Well, yes, I suppose he is supporting, in the sense that the arches beneath a bridge are supporting: without them, you basically have rubble. Without him, I'm really not sure how good a film you'd be left with here.

Watching Rush you get that long lost feeling of seeing not just the tricks and effects of some kind of showman, but the effortless embodiment of a role by an actor with the full complement of weapons: voice, body and face. When an actor is not pretty, yet so magnetic that you can't take your eyes off him, then it's a fair bet that what he has is talent.
I was reading an article about Charles Bronson that perceptively noted how his face conveys a powerful sense of a life outside of the movies, a reality, on which to draw and with which to convey meaning. This, by and large is lacking today. What we have instead are whey-faced boy-men, the Depps and DiCaprios and Cruises, who no matter how old they get, never seem able to project any cinematic personality beyond a juvenile one. Consequently they age unnaturally, not as you or I; they seem to stupefy rather; whereas Bronson's visage was a landscape of valleys and crags, weathered by time and experience, Depp's has the frozen permanence of wax fruit. The only alternative seems to be that pool of players who are recruited for villains or quirky, offbeat leads: Christopher Walken, say, or Willem Dafoe or John Malkovich: actors who are accomplished, but technical; they are the ones who wow you in the off-Broadway play, with every smirk and grimace timed and measured. They impress us, especially when next to the nominal stars, but we never forget that what we are seeing is, indeed, performance.

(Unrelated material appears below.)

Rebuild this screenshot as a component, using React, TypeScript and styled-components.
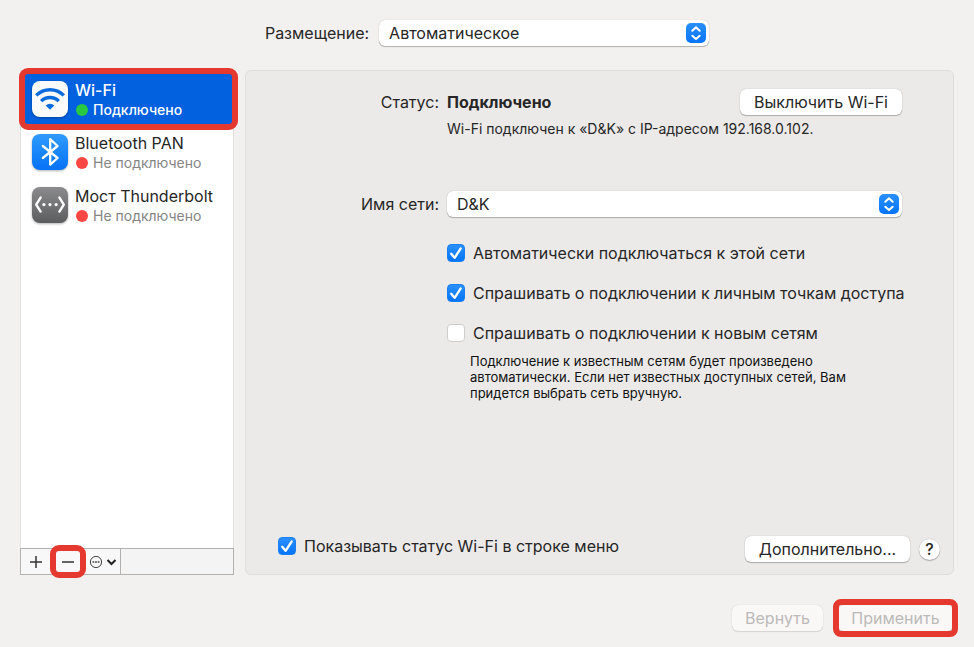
import React, { useId, useState } from "react";
import styled, { createGlobalStyle, css } from "styled-components";

const GlobalStyle = createGlobalStyle`
  *, *::before, *::after { box-sizing: border-box; }
  body {
    margin: 0;
    background: #f3f1f0;
    color: #262626;
    font: 16px/20px Inter, "Liberation Sans", sans-serif;
  }
  button, select, input { font: inherit; color: inherit; }
`;

const Window = styled.div`
  display: flex;
  flex-direction: column;
  min-height: 100vh;
  padding: 20px 20px 16px;
`;

const LocationBar = styled.header`
  display: flex;
  justify-content: center;
  align-items: center;
  gap: 10px;
  margin-bottom: 24px;
`;

const Main = styled.main`
  flex: 1;
  display: grid;
  grid-template-columns: 214px minmax(0, 1fr);
  gap: 11px;
`;

const controlSurface = css`
  height: 26px;
  border: 0;
  border-radius: 6px;
  background: #fff;
  box-shadow: 0 0 1px rgba(0, 0, 0, 0.3), 0 1px 1px rgba(0, 0, 0, 0.25);
`;

const PopUpFrame = styled.div<{ $width?: string }>`
  position: relative;
  display: flex;
  width: ${(p) => p.$width ?? "100%"};
`;

const PopUpSelect = styled.select`
  ${controlSurface}
  appearance: none;
  width: 100%;
  padding: 0 32px 0 10px;
`;

const PopUpArrows = styled.svg`
  position: absolute;
  top: 3px;
  right: 3px;
  width: 20px;
  height: 20px;
  border-radius: 5px;
  background: linear-gradient(#2b90ff, #0674fb);
  pointer-events: none;
`;

const PushButton = styled.button<{ $minWidth: number }>`
  ${controlSurface}
  min-width: ${(p) => p.$minWidth}px;
  padding: 0 12px;
  white-space: nowrap;
  &:disabled {
    color: #bcbab9;
    background: #f9f8f7;
    box-shadow: 0 0 1px rgba(0, 0, 0, 0.2), 0 1px 1px rgba(0, 0, 0, 0.1);
  }
`;

const HelpButton = styled.button`
  width: 21px;
  height: 21px;
  padding: 0;
  border: 0;
  border-radius: 50%;
  background: #fff;
  font-size: 16px;
  font-weight: 500;
  box-shadow: 0 0 1px rgba(0, 0, 0, 0.3), 0 1px 1px rgba(0, 0, 0, 0.25);
`;

const Highlighted = styled.div`
  position: relative;
  display: flex;
`;

const Highlight = styled.span<{ $inset: string; $radius: number }>`
  position: absolute;
  inset: ${(p) => p.$inset};
  z-index: 1;
  border: 6px solid #e5382e;
  border-radius: ${(p) => p.$radius}px;
  pointer-events: none;
`;

const Sidebar = styled.nav`
  display: flex;
  flex-direction: column;
`;

const ServiceList = styled.ul`
  flex: 1;
  margin: 0;
  padding: 1px 0 0;
  list-style: none;
  background: #fff;
  border: 1px solid #e2e0df;
  border-bottom: 0;
`;

const ServiceItem = styled.li`
  position: relative;
`;

const ServiceButton = styled.button<{ $selected: boolean }>`
  display: flex;
  align-items: center;
  gap: 7px;
  width: 100%;
  height: 53px;
  padding: 0 11px;
  border: 0;
  text-align: left;
  background: ${(p) => (p.$selected ? "#0261df" : "transparent")};
  color: ${(p) => (p.$selected ? "#fff" : "#262626")};
`;

const ServiceIcon = styled.svg`
  flex: none;
  width: 36px;
  height: 36px;
  filter: drop-shadow(0 1px 1px rgba(0, 0, 0, 0.3));
`;

const ServiceText = styled.span`
  display: flex;
  flex-direction: column;
  padding-top: 2px;
  white-space: nowrap;
`;

const ServiceName = styled.span<{ $selected: boolean }>`
  font-weight: ${(p) => (p.$selected ? 500 : 400)};
`;

const ServiceStatus = styled.span<{ $selected: boolean }>`
  display: flex;
  align-items: center;
  gap: 5px;
  padding-left: 1px;
  font-size: 14px;
  font-weight: ${(p) => (p.$selected ? 500 : 400)};
  color: ${(p) => (p.$selected ? "#fff" : "#858585")};
`;

const StatusDot = styled.span<{ $on: boolean }>`
  width: 12px;
  height: 12px;
  border-radius: 50%;
  background: ${(p) => (p.$on ? "#28c840" : "#fc4743")};
`;

const ListTools = styled.div`
  display: flex;
  height: 27px;
  border: 1px solid #b2b1b0;
  background: #f5f4f4;
`;

const ToolGroup = styled.div`
  display: flex;
  border-right: 1px solid #b2b1b0;
  background: #f9f8f8;
`;

const ToolButton = styled.button<{ $width: number }>`
  display: flex;
  align-items: center;
  justify-content: center;
  width: ${(p) => p.$width}px;
  padding: 0;
  border: 0;
  background: none;
`;

const Panel = styled.section`
  display: flex;
  flex-direction: column;
  justify-content: space-between;
  padding: 18px 13px 12px 32px;
  border: 1px solid #dfdddc;
  border-radius: 6px;
  background: #ebeae8;
`;

const Form = styled.div`
  display: grid;
  grid-template-columns: 161px minmax(0, 1fr);
  column-gap: 8px;
  padding-right: 38px;
`;

const FieldLabel = styled.label`
  line-height: 26px;
  text-align: right;
  white-space: nowrap;
`;

const StatusField = styled.div`
  min-height: 102px;
`;

const StatusLine = styled.div`
  display: flex;
  justify-content: space-between;
  align-items: center;
`;

const StatusDetail = styled.p`
  margin: 4px 0 0;
  font-size: 14px;
`;

const Options = styled.div`
  grid-column: 2;
  display: flex;
  flex-direction: column;
  gap: 20px;
  padding-top: 26px;
`;

const CheckLabel = styled.label`
  display: flex;
  align-items: center;
  gap: 8px;
  white-space: nowrap;
`;

const CheckFrame = styled.span`
  display: grid;
  width: 18px;
  height: 18px;
  & > * { grid-area: 1 / 1; }
`;

const CheckInput = styled.input`
  appearance: none;
  width: 18px;
  height: 18px;
  margin: 0;
  border: 1px solid #cfcdcc;
  border-radius: 4px;
  background: #fff;
  &:checked {
    border-color: #1c80f5;
    background: linear-gradient(#2b90ff, #0674fb);
  }
  & + svg { visibility: hidden; pointer-events: none; }
  &:checked + svg { visibility: visible; }
`;

const Note = styled.p`
  max-width: 400px;
  margin: -10px 0 0 23px;
  color: #111;
  font-size: 13px;
  line-height: 16px;
`;

const PanelFooter = styled.div`
  display: flex;
  justify-content: space-between;
  align-items: flex-start;
  padding-top: 12px;
`;

const ButtonRow = styled.div<{ $gap: number }>`
  display: flex;
  align-items: center;
  gap: ${(p) => p.$gap}px;
`;

const Footer = styled.footer`
  display: flex;
  justify-content: flex-end;
  gap: 15px;
  margin-top: 30px;
  padding-right: 1px;
`;

function PopUp({ id, options, width }: { id: string; options: string[]; width?: string }) {
  return (
    <PopUpFrame $width={width}>
      <PopUpSelect id={id}>
        {options.map((o) => (
          <option key={o}>{o}</option>
        ))}
      </PopUpSelect>
      <PopUpArrows viewBox="0 0 20 20" fill="none" stroke="#fff" strokeWidth="2" strokeLinecap="round" strokeLinejoin="round" aria-hidden>
        <path d="M6.3 7.7 10 4.3l3.7 3.4M6.3 12.7l3.7 3.4 3.7-3.4" />
      </PopUpArrows>
    </PopUpFrame>
  );
}

function Check({ text, initial = false }: { text: string; initial?: boolean }) {
  const id = useId();
  return (
    <CheckLabel htmlFor={id}>
      <CheckFrame>
        <CheckInput id={id} type="checkbox" defaultChecked={initial} />
        <svg width="18" height="18" viewBox="0 0 18 18" fill="none" stroke="#fff" strokeWidth="2.4" strokeLinecap="round" strokeLinejoin="round" aria-hidden>
          <path d="m4.2 9.8 3.4 4L13.6 4.6" />
        </svg>
      </CheckFrame>
      {text}
    </CheckLabel>
  );
}

function WifiIcon() {
  return (
    <ServiceIcon viewBox="0 0 36 36" aria-hidden>
      <rect width="36" height="36" rx="8" fill="#fafafa" />
      <g fill="none" stroke="#0b6bde" strokeWidth="3.4">
        <path d="M4.2 14.4a19.8 19.8 0 0 1 27.6 0" />
        <path d="M9.2 20.1a12.4 12.4 0 0 1 17.6 0" />
      </g>
      <path d="M18 28.8l-4.3-4.3a6 6 0 0 1 8.6 0z" fill="#0b6bde" />
    </ServiceIcon>
  );
}

function BluetoothIcon() {
  return (
    <ServiceIcon viewBox="0 0 36 36" aria-hidden>
      <defs>
        <linearGradient id="btFill" x2="0" y2="1">
          <stop stopColor="#2f9bff" />
          <stop offset="1" stopColor="#0672f6" />
        </linearGradient>
      </defs>
      <rect width="36" height="36" rx="8" fill="url(#btFill)" />
      <path d="M10.8 12 25.6 24 18.2 30.6V5.2l7.4 6.8-14.8 12" fill="none" stroke="#fff" strokeWidth="2.3" strokeLinejoin="round" strokeLinecap="round" />
    </ServiceIcon>
  );
}

function BridgeIcon() {
  return (
    <ServiceIcon viewBox="0 0 36 36" aria-hidden>
      <defs>
        <linearGradient id="bridgeFill" x2="0" y2="1">
          <stop stopColor="#8b8b8d" />
          <stop offset="1" stopColor="#5c5d5f" />
        </linearGradient>
      </defs>
      <rect width="36" height="36" rx="8" fill="url(#bridgeFill)" />
      <path d="m8.6 10.6-4.4 7 4.4 7M27.4 10.6l4.4 7-4.4 7" fill="none" stroke="#fff" strokeWidth="2.4" strokeLinejoin="round" strokeLinecap="round" />
      <g fill="#fff">
        <circle cx="11.9" cy="17.6" r="1.6" />
        <circle cx="18" cy="17.6" r="1.6" />
        <circle cx="24.1" cy="17.6" r="1.6" />
      </g>
    </ServiceIcon>
  );
}

const services = [
  { name: "Wi-Fi", on: true, Icon: WifiIcon },
  { name: "Bluetooth PAN", on: false, Icon: BluetoothIcon },
  { name: "Мост Thunderbolt", on: false, Icon: BridgeIcon },
];

export default function App() {
  const [selected, setSelected] = useState("Wi-Fi");
  return (
    <Window>
      <GlobalStyle />
      <LocationBar>
        <label htmlFor="location">Размещение:</label>
        <PopUp id="location" options={["Автоматическое"]} width="330px" />
      </LocationBar>

      <Main>
        <Sidebar>
          <ServiceList>
            {services.map(({ name, on, Icon }) => {
              const active = name === selected;
              return (
                <ServiceItem key={name}>
                  <ServiceButton $selected={active} aria-pressed={active} onClick={() => setSelected(name)}>
                    <Icon />
                    <ServiceText>
                      <ServiceName $selected={active}>{name}</ServiceName>
                      <ServiceStatus $selected={active}>
                        <StatusDot $on={on} />
                        {on ? "Подключено" : "Не подключено"}
                      </ServiceStatus>
                    </ServiceText>
                  </ServiceButton>
                  {active && <Highlight $inset="-4px -5px -5px -2px" $radius={9} />}
                </ServiceItem>
              );
            })}
          </ServiceList>
          <ListTools>
            <ToolGroup>
              <ToolButton $width={30} aria-label="Добавить">
                <svg width="14" height="14" viewBox="0 0 14 14" stroke="#333" strokeWidth="1.5" aria-hidden>
                  <path d="M7 1v12M1 7h12" />
                </svg>
              </ToolButton>
              <Highlighted>
                <ToolButton $width={34} aria-label="Удалить">
                  <svg width="14" height="14" viewBox="0 0 14 14" stroke="#333" strokeWidth="1.5" aria-hidden>
                    <path d="M1 7h12" />
                  </svg>
                </ToolButton>
                <Highlight $inset="-4px -1px" $radius={9} />
              </Highlighted>
              <ToolButton $width={35} aria-label="Действия">
                <svg width="29" height="14" viewBox="0 0 29 14" fill="none" stroke="#444" aria-hidden>
                  <circle cx="8" cy="7" r="5.6" />
                  <path d="M4.5 7h7" strokeWidth="1.6" strokeDasharray="1.8 0.8" />
                  <path d="m19.5 5 4 4 4-4" stroke="#222" strokeWidth="2" />
                </svg>
              </ToolButton>
            </ToolGroup>
          </ListTools>
        </Sidebar>

        <Panel>
          <Form>
            <FieldLabel as="span">Статус:</FieldLabel>
            <StatusField>
              <StatusLine>
                <strong>Подключено</strong>
                <PushButton $minWidth={162}>Выключить Wi-Fi</PushButton>
              </StatusLine>
              <StatusDetail>Wi-Fi подключен к «D&amp;K» с IP-адресом 192.168.0.102.</StatusDetail>
            </StatusField>
            <FieldLabel htmlFor="network">Имя сети:</FieldLabel>
            <PopUp id="network" options={["D&K"]} />
            <Options>
              <Check text="Автоматически подключаться к этой сети" initial />
              <Check text="Спрашивать о подключении к личным точкам доступа" initial />
              <Check text="Спрашивать о подключении к новым сетям" />
              <Note>
                Подключение к известным сетям будет произведено автоматически. Если нет известных доступных сетей, Вам
                придется выбрать сеть вручную.
              </Note>
            </Options>
          </Form>
          <PanelFooter>
            <Check text="Показывать статус Wi-Fi в строке меню" initial />
            <ButtonRow $gap={9}>
              <PushButton $minWidth={165}>Дополнительно...</PushButton>
              <HelpButton aria-label="Справка">?</HelpButton>
            </ButtonRow>
          </PanelFooter>
        </Panel>
      </Main>

      <Footer>
        <PushButton $minWidth={91} disabled>Вернуть</PushButton>
        <Highlighted>
          <PushButton $minWidth={115} disabled>Применить</PushButton>
          <Highlight $inset="-6px -5px" $radius={8} />
        </Highlighted>
      </Footer>
    </Window>
  );
}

Rush is none of these things, and I had feared that after a brief flash of popularity ten or so years ago that Hollywood had given up on him, or else that he had simply made himself so comfortable from those stupid pirate films he does with La Depp that he had lost any desire for meaningful work. He is natural without striving for naturalism, his eyes are wide and unguarded, he knows when to lead with a look and when with a line, when to step back, step forward, step to one side. It is not merely the consummate professionalism that allows him to take on just about any role that is reasonably within his physical range: there is also continuity there as an actor, in all his work, such as was there to be enjoyed in all of the great stars and character actors of Hollywood's golden age. As well as the embodiment of whoever he plays, he is also at the same time that fellow Rush again: his presence announces a good time exactly like the good time he gave us when last we saw him, a familiarity uncompromised by the added unpredictability that comes of true, unshowy absorption in the role he's playing. And this may be the best, warmest, simplest performance he has yet given.
Thanks to him, the film does not waste your time. But I worry about future generations learning their history from it.